My memories of visiting Northern Ireland as a child were of a place that was rather frightening and sinister. I was always conscious that having the wrong accent could be dangerous and because my mum is from Dublin and my dad was English, anywhere could be a problem. On one occasion while visiting with family friends from the province I wanted to see a football ground and asked if they would take me to the home of the biggest club, Linfield. ‘Absolutely no way’ was the reply, or something to that effect. Their surname was Kelly.
The one place that felt safe was the stretch of the Country Antrim coast we visited, in part because it was out of the reach of the contested flashpoint areas, being so overwhelmingly Protestant. I remember village after village decked in Union Jack bunting, which seemed quaint, and visiting the Giant’s Causeway. The countryside in Northern Ireland is stunning – it’s the North in Game of Thrones – but the cities are quite bleak, Belfast far more resembling a northern English town than Dublin. Filled with rows and rows of terraced houses, the only way you might tell you weren’t in post-industrial Lancashire are the murals, and the walls that came to be built to separate the two sides.

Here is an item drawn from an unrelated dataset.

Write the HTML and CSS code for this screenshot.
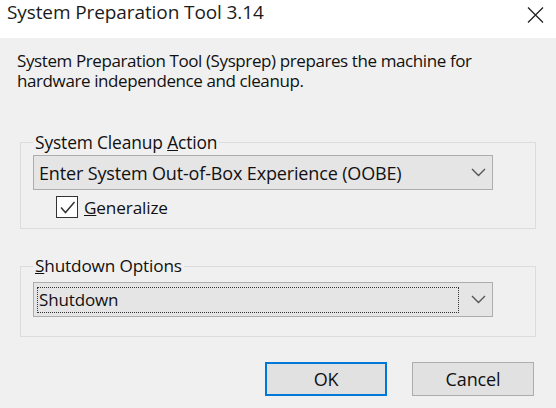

I have a tendency towards doomerism but people who lament the current state of affairs forget that when people my age were growing up there was a low-level civil war in one part of the country and the Saturday news would often begin with a bulletin about multiple murders. Occasionally this would spill over into England, which the IRA began to attack in the 1970s; my uncle remembered fondly a London cabbie looking at his bag and saying 'ohright Paddy you ain’t got a bomb in that hav ya?' (Irish people doing cockney accents is always funny.) But otherwise the English tried to just ignore it.
The first time I went to post-Troubles Belfast was for a press jaunt organised by an energy drink, with an event held out in the park in the Malone Road in south Belfast (which, for those who don’t know the city, is the middle-class area where you don’t see flags).

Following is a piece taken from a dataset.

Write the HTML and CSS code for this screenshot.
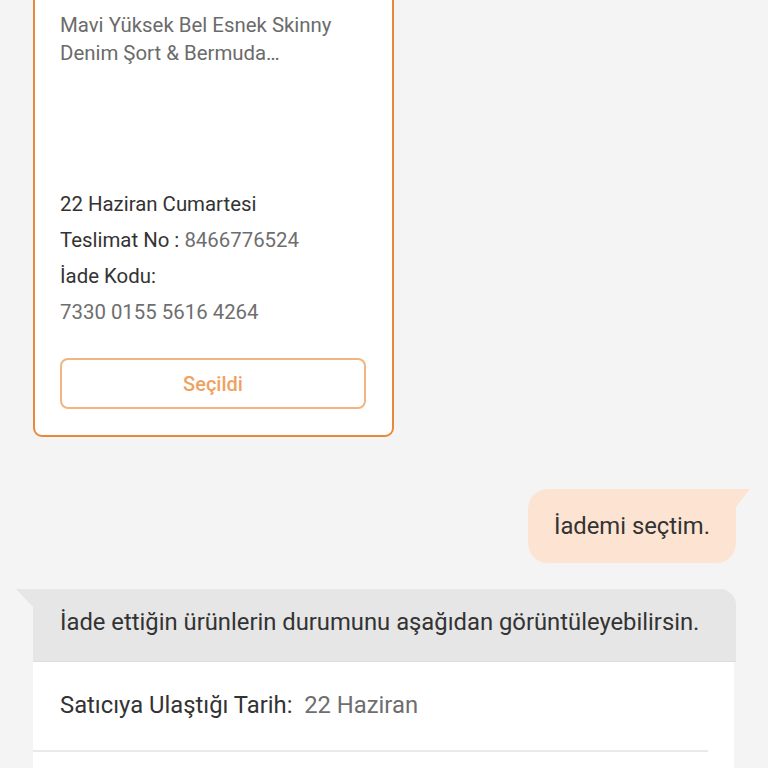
FILE: index.html
```html
<!DOCTYPE html>
<html lang="tr">
<head>
    <meta charset="UTF-8">
    <meta name="viewport" content="width=device-width, initial-scale=1.0">
    <title>İade Asistanı</title>
    <link rel="stylesheet" href="styles.css">
</head>
<body>
    <div class="chat">
        <div class="order-card">
            <div class="product-name">Mavi Yüksek Bel Esnek Skinny Denim Şort &amp; Bermuda…</div>
            <div class="order-info">
                <div class="info-line">22 Haziran Cumartesi</div>
                <div class="info-line">Teslimat No : <span class="muted">8466776524</span></div>
                <div class="info-line">İade Kodu:</div>
                <div class="info-line muted">7330 0155 5616 4264</div>
            </div>
            <button class="select-btn">Seçildi</button>
        </div>

        <div class="msg-row right">
            <div class="bubble user">İademi seçtim.</div>
        </div>

        <div class="bot-box">
            <div class="bot-head">İade ettiğin ürünlerin durumunu aşağıdan görüntüleyebilirsin.</div>
            <div class="bot-body">
                <div class="status-row">Satıcıya Ulaştığı Tarih:&nbsp; <span class="muted">22 Haziran</span></div>
                <div class="status-row"></div>
            </div>
        </div>
    </div>
</body>
</html>
```

FILE: styles.css
```css
body {
    margin: 0;
    background: #f4f4f4;
    font-family: Roboto, "Noto Sans", sans-serif;
    color: #333;
    overflow: hidden;
}

.chat {
    display: flex;
    flex-direction: column;
}

.muted {
    color: #6e6e6e;
}

/* seçili sipariş kartı */
.order-card {
    width: 306px;
    margin: -20px 0 0 33px;
    padding: 29px 26px 26px 25px;
    background: #fff;
    border: 2px solid #e8893a;
    border-radius: 9px;
}

.product-name {
    font-size: 20.4px;
    line-height: 28px;
    color: #6b6b6b;
    width: 285px;
}

.order-info {
    margin-top: 119px;
}

.info-line {
    font-size: 20.4px;
    line-height: 36px;
}

.select-btn {
    display: block;
    width: 100%;
    height: 51px;
    margin-top: 28px;
    background: #fff;
    border: 2px solid #f2b57f;
    border-radius: 8px;
    color: #f0a262;
    font-family: inherit;
    font-size: 20px;
    font-weight: 500;
}

/* mesajlar */
.msg-row {
    display: flex;
    margin-top: 52px;
}

.msg-row.right {
    justify-content: flex-end;
    padding-right: 32px;
}

.bubble {
    position: relative;
    font-size: 23.8px;
    line-height: 28px;
}

.bubble.user {
    background: #fde4d2;
    padding: 23px 26px;
    border-radius: 20px 0 20px 20px;
}

.bubble.user::after {
    content: "";
    position: absolute;
    top: 0;
    right: -14px;
    width: 14px;
    height: 18px;
    background: #fde4d2;
    clip-path: polygon(0 0, 100% 0, 0 100%);
}

.bot-box {
    position: relative;
    margin: 26px 32px 0 33px;
}

.bot-box::before {
    content: "";
    position: absolute;
    top: 0;
    left: -17px;
    width: 17px;
    height: 18px;
    background: #e6e6e6;
    clip-path: polygon(0 0, 100% 0, 100% 100%);
}

.bot-head {
    background: #e6e6e6;
    border-radius: 0 16px 0 0;
    border-bottom: 1px solid #dcdcdc;
    padding: 19px 27px 25px;
    font-size: 23.8px;
    line-height: 28px;
}

.bot-body {
    background: #fff;
    margin-right: 2px;
    padding-right: 26px;
}

.status-row {
    font-size: 23.8px;
    line-height: 28px;
    padding: 29px 0 31px 27px;
    border-bottom: 2px solid #e9e9e9;
}
```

The compere was television presenter Patrick Kielty, familiar to British viewers everywhere for his wit and charm, although most people were unaware of his tragic backstory. Kielty, who began his career on the comedy stage, is one of many people interviewed in Once Upon a Time in Northern Ireland, one of the best documentaries of this year, and by the same team who made the equally brilliant series about Iraq.
Although incredibly upsetting at points, the underlying message of forgiveness is deeply moving, and Kielty comes across as a thoughtful, humane man. He recalls, as a teenager at school, being called into the headmaster’s office, expecting to be told off for something, only to be asked to sit down and informed that his father had been shot dead.
Mr Kielty’s crime was to refuse to pay protection money to Loyalist paramilitaries, and running the local Gaelic football club in the village of Dundrum in Co. Down. If that sounds insane, it was a place where insanity ruled for a quarter of a century.
The series charts the Troubles from its beginning, which – without provoking any sectarian rows – was largely started by Loyalists, both the paramilitary UVF under Gusty Spence and the tub-thumping demagoguery of Ian Paisley. By the time I was growing up Paisley was something of a comic figure, and I remember watching on television as he heckled the Pope in the European Parliament, his 17th century sectarian rhetoric utterly bemusing the continental representatives until he was manhandled out by – just to complete the bizarre scene – the heir to the Habsburg throne.